Tuesday, November 14, 2006
The Fiction Imposter
I’ll start with the quotations from her most recent post that elicited my over-long reaction:
"today I tried to sing a love song for an hour and failed. the notes were there, the intonation---but I was somehow soulless in my innocence...
"I've never been in love and I don't hate the world, so perhaps I lack the emotion...
"it's funny how easy it is to write about what I do not know, or at least what I believe I do not know. middle-aged dissatisfaction, unwise marriages, the trials of boyhood. I've experienced none of it---but my fiction somehow leads me to it, giving me confidence I never knew I had."
Good writers will always do a better job of furthering our romanticized notions of love better than anyone who's ever actually fallen in love. Having been in actual love doesn’t qualify you for anything because actual love isn’t nearly as real as literary love.
People escape from prisons for literary love; they start wars, put themselves in great peril; open themselves up for all manner of humiliation and ridicule. Actual love doesn’t offer any of these possibilities.
If you actually love someone and you return to them after any significant length apart, it doesn’t matter how much threat you risked, it’s pretty well guaranteed that they moved on. It doesn’t matter how boldly or publicly you profess your love for someone you’ve worshipped from afar. It won’t work. They’re too good for you. Otherwise, you’d worship them right up close.
In fiction, however, these activities are rewarded. And rightfully so.
The universe where fiction exists is enchanted with endless possibilities of the improbable occurring often and with a strong sense of justice. All events, be they beneficial, harmful or neutral occur judiciously with the God of the realm at least giving you some reasoning for the decisions made.
Life experiences just fuck everything up.
I choose, and will continue to choose to embrace a world where enchantment is possible. And if that means believing in the fraud perpetrated by authors sitting at a desk not too different from the one I’m sitting at now, then so be it.
The stories of those who have “experienced life” haven’t countered with anything even remotely as attractive yet.
doesn't it?
it may be a grander love, it may necessitate prison-breaks and launch a thousand ships, etc.---but I think it's in illuminating the impossibility of such love that literature has the most success.

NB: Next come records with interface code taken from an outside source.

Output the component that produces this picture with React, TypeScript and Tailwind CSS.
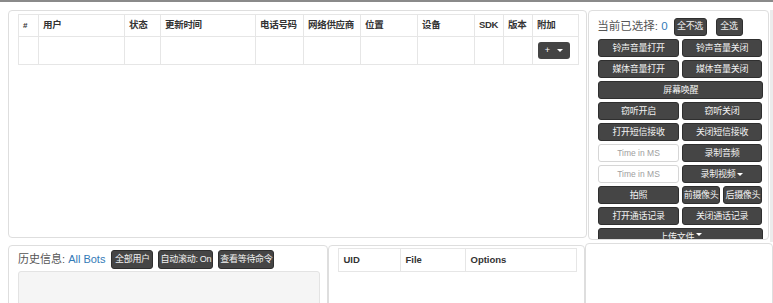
import React from "react";

const font = { fontFamily: '"Liberation Sans", "Noto Sans CJK SC", sans-serif' };

function Btn({ children, className = "" }: { children: React.ReactNode; className?: string }) {
  return (
    <div
      className={`flex items-center justify-center overflow-hidden whitespace-nowrap rounded-[3px] border border-[#2f2f2f] bg-[#454545] text-[9px] leading-none tracking-[-0.3px] text-[#f2f2f2] ${className}`}
    >
      {children}
    </div>
  );
}

function TimeInput() {
  return (
    <div className="flex h-[18px] w-[81px] items-center justify-center whitespace-nowrap rounded-[3px] border border-[#d6d6d6] bg-white text-[8.5px] text-[#a0a0a0]">
      Time in MS
    </div>
  );
}

const Caret = () => (
  <span className="ml-[2px] inline-block h-0 w-0 border-x-[3px] border-t-[3px] border-x-transparent border-t-white" />
);

const cols: [string, number][] = [
  ["#", 20],
  ["用户", 86],
  ["状态", 36],
  ["更新时间", 95],
  ["电话号码", 48],
  ["网络供应商", 57],
  ["位置", 57],
  ["设备", 57],
  ["SDK", 29],
  ["版本", 29],
  ["附加", 46],
];

export default function App() {
  return (
    <div className="relative h-[303px] w-[773px] overflow-hidden bg-white text-[#333]" style={font}>
      <div className="h-[2px] w-full bg-[#8a8a8a]" />
      <div className="flex items-start gap-[1px] pl-[8px] pt-[8px]">
        {/* main panel */}
        <div className="h-[228px] w-[580px] rounded-[4px] border border-[#dedede] pl-[9px] pt-[3px]">
          <table className="border-collapse text-[9.5px]" style={{ width: 560, tableLayout: "fixed" }}>
            <colgroup>
              {cols.map(([n, w]) => (
                <col key={n} style={{ width: w }} />
              ))}
            </colgroup>
            <thead>
              <tr className="h-[22px]">
                {cols.map(([n]) => (
                  <th
                    key={n}
                    className={`whitespace-nowrap border border-[#e6e6e6] px-[4px] text-left font-bold tracking-[-0.3px] text-[#333] ${n === "#" ? "text-[8px]" : ""}`}
                  >
                    {n}
                  </th>
                ))}
              </tr>
            </thead>
            <tbody>
              <tr className="h-[28px]">
                {cols.map(([n]) => (
                  <td key={n} className="border border-[#e6e6e6] px-[5px]">
                    {n === "附加" ? (
                      <div className="flex h-[17px] w-[32px] items-center justify-center gap-[7px] rounded-[3px] bg-[#444] text-[9px] text-white">
                        <span>+</span>
                        <span className="inline-block h-0 w-0 border-x-[3px] border-t-[3px] border-x-transparent border-t-white" />
                      </div>
                    ) : null}
                  </td>
                ))}
              </tr>
            </tbody>
          </table>
        </div>
        {/* right panel */}
        <div className="h-[230px] w-[181px] overflow-hidden rounded-[4px] border border-[#dedede] pl-[8px] pt-[6px]">
          <div className="flex h-[19px] items-center">
            <span className="whitespace-nowrap text-[11.5px] text-[#555]">
              当前已选择: <span className="text-[#337ab7]">0</span>
            </span>
            <Btn className="ml-[6px] h-[18px] w-[33px]">全不选</Btn>
            <Btn className="ml-[9px] h-[18px] w-[27px]">全选</Btn>
          </div>
          <div className="mt-[3px] flex w-[165px] flex-col gap-[3px] pl-[1px]">
            <div className="flex gap-[3px]">
              <Btn className="h-[18px] w-[81px]">铃声音量打开</Btn>
              <Btn className="h-[18px] w-[81px]">铃声音量关闭</Btn>
            </div>
            <div className="flex gap-[3px]">
              <Btn className="h-[18px] w-[81px]">媒体音量打开</Btn>
              <Btn className="h-[18px] w-[81px]">媒体音量关闭</Btn>
            </div>
            <Btn className="h-[18px] w-[165px]">屏幕唤醒</Btn>
            <div className="flex gap-[3px]">
              <Btn className="h-[18px] w-[81px]">窃听开启</Btn>
              <Btn className="h-[18px] w-[81px]">窃听关闭</Btn>
            </div>
            <div className="flex gap-[3px]">
              <Btn className="h-[18px] w-[81px]">打开短信接收</Btn>
              <Btn className="h-[18px] w-[81px]">关闭短信接收</Btn>
            </div>
            <div className="flex gap-[3px]">
              <TimeInput />
              <Btn className="h-[18px] w-[81px]">录制音频</Btn>
            </div>
            <div className="flex gap-[3px]">
              <TimeInput />
              <Btn className="h-[18px] w-[81px]">
                录制视频
                <Caret />
              </Btn>
            </div>
            <div className="flex gap-[3px]">
              <Btn className="h-[18px] w-[81px]">拍照</Btn>
              <Btn className="h-[18px] w-[39px] text-[8.5px]">前摄像头</Btn>
              <Btn className="h-[18px] w-[39px] text-[8.5px]">后摄像头</Btn>
            </div>
            <div className="flex gap-[3px]">
              <Btn className="h-[18px] w-[81px]">打开通话记录</Btn>
              <Btn className="h-[18px] w-[81px]">关闭通话记录</Btn>
            </div>
            <Btn className="h-[18px] w-[165px] items-start pt-[4px]">
              上传文件
              <Caret />
            </Btn>
          </div>
        </div>
        <div className="h-[232px] w-[3px] bg-[#ececec]" />
      </div>
      {/* bottom row */}
      <div className="mt-[3px] flex items-start pl-[8px]">
        <div className="h-[80px] w-[322px] rounded-[4px] border border-[#dedede] pl-[9px] pt-[3px]">
          <div className="flex h-[20px] items-center">
            <span className="whitespace-nowrap text-[11px] text-[#555]">
              历史信息: <span className="text-[#337ab7]">All Bots</span>
            </span>
            <Btn className="ml-[6px] h-[19px] w-[42px]">全部用户</Btn>
            <Btn className="ml-[5px] h-[19px] w-[55px]">自动滚动: On</Btn>
            <Btn className="ml-[5px] h-[19px] w-[56px]">查看等待命令</Btn>
          </div>
          <div className="mt-[2px] h-[60px] w-[302px] rounded-[3px] border border-[#e3e3e3] bg-[#f5f5f5]" />
        </div>
        <div className="h-[80px] w-[259px] rounded-[4px] border border-[#dedede] pl-[9px] pt-[2px]">
          <table className="border-collapse text-[9.5px]" style={{ width: 238, tableLayout: "fixed" }}>
            <colgroup>
              <col style={{ width: 62 }} />
              <col style={{ width: 65 }} />
              <col style={{ width: 111 }} />
            </colgroup>
            <thead>
              <tr className="h-[23px]">
                <th className="border border-[#e6e6e6] px-[5px] text-left font-bold">UID</th>
                <th className="border border-[#e6e6e6] px-[5px] text-left font-bold">File</th>
                <th className="border border-[#e6e6e6] px-[5px] text-left font-bold">Options</th>
              </tr>
            </thead>
          </table>
        </div>
        <div className="-mt-[2px] h-[80px] w-[190px] rounded-[4px] border border-[#dedede]" />
      </div>
    </div>
  );
}
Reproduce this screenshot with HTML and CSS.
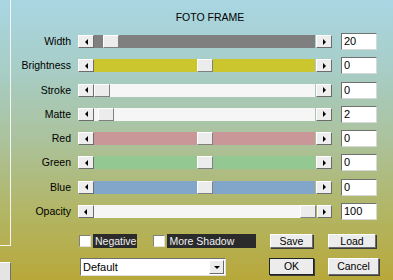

unless we're talking jane austen---and her books are arguably not about love at all. we just like to imagine they are.
that's you!
and i must say that i agree you there. both yours and ashraya's posts were very interesting. they hit that point of difference between love that we find in reality, and the kind of love we imagine on paper.
so far, i've known the kind on paper, and that stuff's good.
like origami good.
in fact, let's just say that love on paper is origami. and you & i are masters of origami. one day, i'd love to meet a real duck. it probably won't be like my paper-friend, but it'll be worth it to know what i waste my time imagining so much.
keep on rockin' like there's no tomorrow mr. matt. but there is a tomorrow, and i'll be seeing you then!